Hello there!
Yesterday I attempted to migrate my “hobby/pet” project from Heroku to fly.io. I appreciate fly.io’s features and trial plan, those are good and fit my needs.
My project is a “traditional” Python/Django web service, with no weird setup nor strange usage of the stack. Yet, following the docs for “Run a Python App” there were many things that were left missconfigured and thus not working. While I was able to finally solve all the issues and have my site running properly, I still feel like fly.io could benefit from having a better integration and explicit doc support for Django web services.

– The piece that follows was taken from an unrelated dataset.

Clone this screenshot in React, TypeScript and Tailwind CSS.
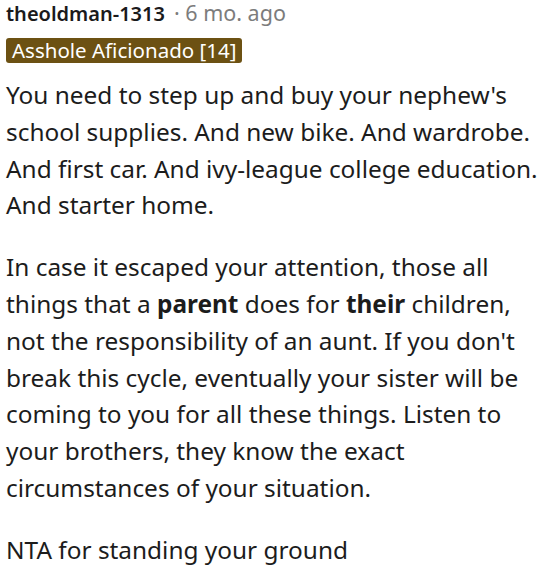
export default function App() {
  return (
    <div className="w-[546px] h-[570px] bg-white pl-[6px] pr-[4px] overflow-hidden font-['Noto_Sans',sans-serif] text-[#1c1c1c]">
      <div className="flex items-baseline leading-[26px]">
        <span className="text-[20px] font-semibold text-[#1a1a1b]">theoldman-1313</span>
        <span className="text-[21.5px] text-[#7c7c7c] ml-[9px]">· 6 mo. ago</span>
      </div>
      <div className="mt-[11px] inline-flex items-center h-[25px] px-[6px] rounded-[3px] bg-[#6c5113] text-white text-[20.5px] leading-[25px]">
        Asshole Aficionado [14]
      </div>
      <div className="mt-[13px] text-[24.4px] leading-[36.8px]">
        <p>
          You need to step up and buy your nephew's school supplies. And new
          bike. And wardrobe. And first car. And ivy-league college education.
          And starter home.
        </p>
        <p className="mt-[25px]">
          In case it escaped your attention, those all things that a{" "}
          <strong className="font-bold">parent</strong> does for{" "}
          <strong className="font-bold">their</strong> children, not the
          responsibility of an aunt. If you don't break this cycle, eventually
          your sister will be coming to you for all these things. Listen to your
          brothers, they know the exact circumstances of your situation.
        </p>
        <p className="mt-[25px]">NTA for standing your ground</p>
      </div>
    </div>
  );
}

Below a list of things that I was assuming were going to be autoconfigured but weren’t (yes, I’m spoiled coming from Heroku where all these things were solved automagically):
1- Files from .gitignore
are not ignored. Specifically, I have a local_settings.py
file under my Django app folder that would set DEBUG = True
and change the DATABASE
settings to point at localhost
. When I first ran fly deploy
and visited my site, I was shocked to see the Django site was running with DEBUG
enabled because I was absolutely certain that the regular settings.py
file had DEBUG = False
. After realizing this came from my local settings file, and after lots and lots of googling for fly.io ignore files
, fly.io exclude files
, fly.io to honor .gitignore files
(which lead to nothing), I ended up in a post where ignoring node_modules
was discussed (in the context of Node.js apps) and in there I found that I needed to define a .dockerignore
file. Which is unfortunate since my Django project does not use Docker at all, so now I need this file just for the sole purpose of ignoring the same list of files that are in .gitignore
(no I did not try yet if a symlink would do the trick).
2- The DB migrations are not run on deploy: the solution I found after some googling is to use the [deploy]
section in the fly.toml
file. This worked perfectly.
3- Static resources are not collected on deploy. Fair, so the I wanted to also do this explicitely using the [deploy]
section of the toml file, but I couldn’t find documentation on how to run multiple commands in this stage so I ended up doing this hack:
[deploy]
release_command = "bash -c \"python manage.py migrate && python manage.py collectstatic --noinput\""
4- The static resources were a 404. This may have been a combination of issues: the fact that it took me a whole to to do 3 above properly, and that my project was still using a deprecated library to server the static files (I was still using dj_static
). The solution for this was moving to whitenoise
and ensuring the assets were indeed collected.
5- SSH-ing to the console would lead me in a shell with no python in the PATH. This means that running fly ssh console
would drop me in a shell where Python was not in the PATH nor I was at the root of my deploy source. It would be great if Fly would have an extra layer of intelligence that would set the right variables (bonus point if DJANGO_SETTINGS_MODULE
is set as well) so a fly ssh console
would leave the developer in a terminal where python manage.py <command>
could be run without further configuration.
Anyways, this was a fun exercise, thank you for Fly.io!